(Stored items)

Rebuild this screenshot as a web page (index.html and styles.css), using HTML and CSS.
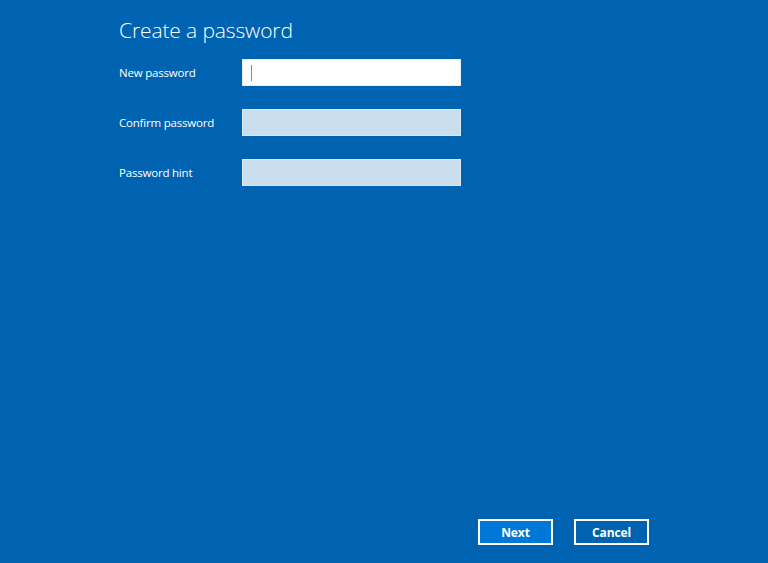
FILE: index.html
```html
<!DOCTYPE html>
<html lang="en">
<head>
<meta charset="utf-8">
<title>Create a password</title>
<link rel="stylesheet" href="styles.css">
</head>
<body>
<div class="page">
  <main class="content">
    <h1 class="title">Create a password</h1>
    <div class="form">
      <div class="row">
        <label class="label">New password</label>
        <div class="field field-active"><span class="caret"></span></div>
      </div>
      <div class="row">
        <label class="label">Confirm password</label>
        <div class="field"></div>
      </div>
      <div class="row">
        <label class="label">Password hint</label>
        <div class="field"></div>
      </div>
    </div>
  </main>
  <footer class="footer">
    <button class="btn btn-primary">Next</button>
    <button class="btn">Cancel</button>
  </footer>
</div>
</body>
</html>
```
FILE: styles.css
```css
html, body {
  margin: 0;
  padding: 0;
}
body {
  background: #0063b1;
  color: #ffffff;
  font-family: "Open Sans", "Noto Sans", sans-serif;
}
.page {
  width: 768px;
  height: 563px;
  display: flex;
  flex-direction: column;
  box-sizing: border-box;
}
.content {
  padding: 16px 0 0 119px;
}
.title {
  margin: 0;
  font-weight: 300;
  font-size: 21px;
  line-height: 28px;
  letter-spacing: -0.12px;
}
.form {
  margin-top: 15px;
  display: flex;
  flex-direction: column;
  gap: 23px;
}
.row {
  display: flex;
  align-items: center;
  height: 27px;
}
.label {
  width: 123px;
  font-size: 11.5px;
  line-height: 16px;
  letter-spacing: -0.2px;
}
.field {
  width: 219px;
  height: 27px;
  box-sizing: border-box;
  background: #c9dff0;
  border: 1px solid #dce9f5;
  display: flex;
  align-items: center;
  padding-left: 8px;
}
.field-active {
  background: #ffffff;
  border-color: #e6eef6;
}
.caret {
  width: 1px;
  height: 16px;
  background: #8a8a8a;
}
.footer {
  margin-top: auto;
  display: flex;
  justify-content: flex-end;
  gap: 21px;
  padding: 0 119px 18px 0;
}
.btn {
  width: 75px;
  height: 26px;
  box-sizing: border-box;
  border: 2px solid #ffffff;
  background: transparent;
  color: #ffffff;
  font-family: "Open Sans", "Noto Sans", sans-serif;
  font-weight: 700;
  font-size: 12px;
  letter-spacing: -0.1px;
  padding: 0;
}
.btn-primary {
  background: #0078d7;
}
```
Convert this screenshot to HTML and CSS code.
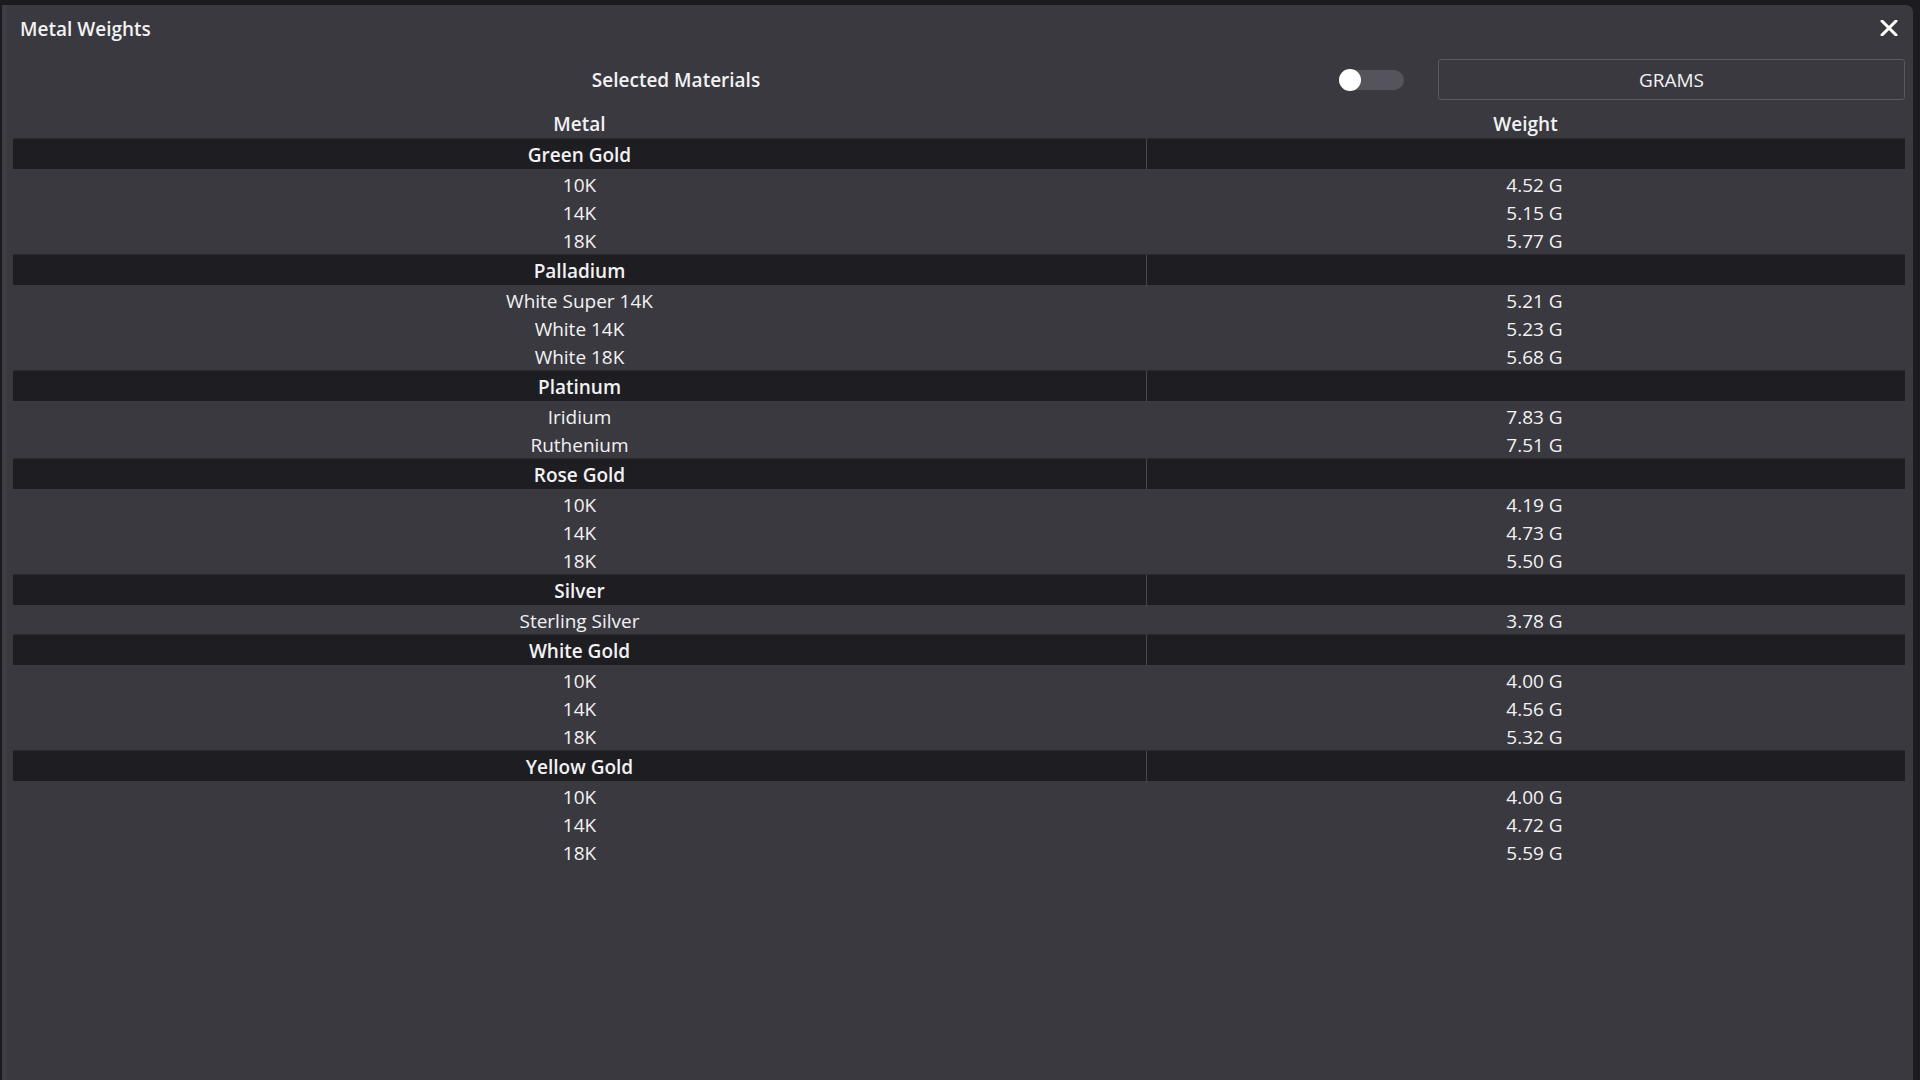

**STATED GOAL**: Copy out all lines above that include the string "styles".

**SOLUTION TO THIS TASK**:
Rebuild this screenshot as a web page (index.html and styles.css), using HTML and CSS.
<link rel="stylesheet" href="styles.css">
FILE: styles.css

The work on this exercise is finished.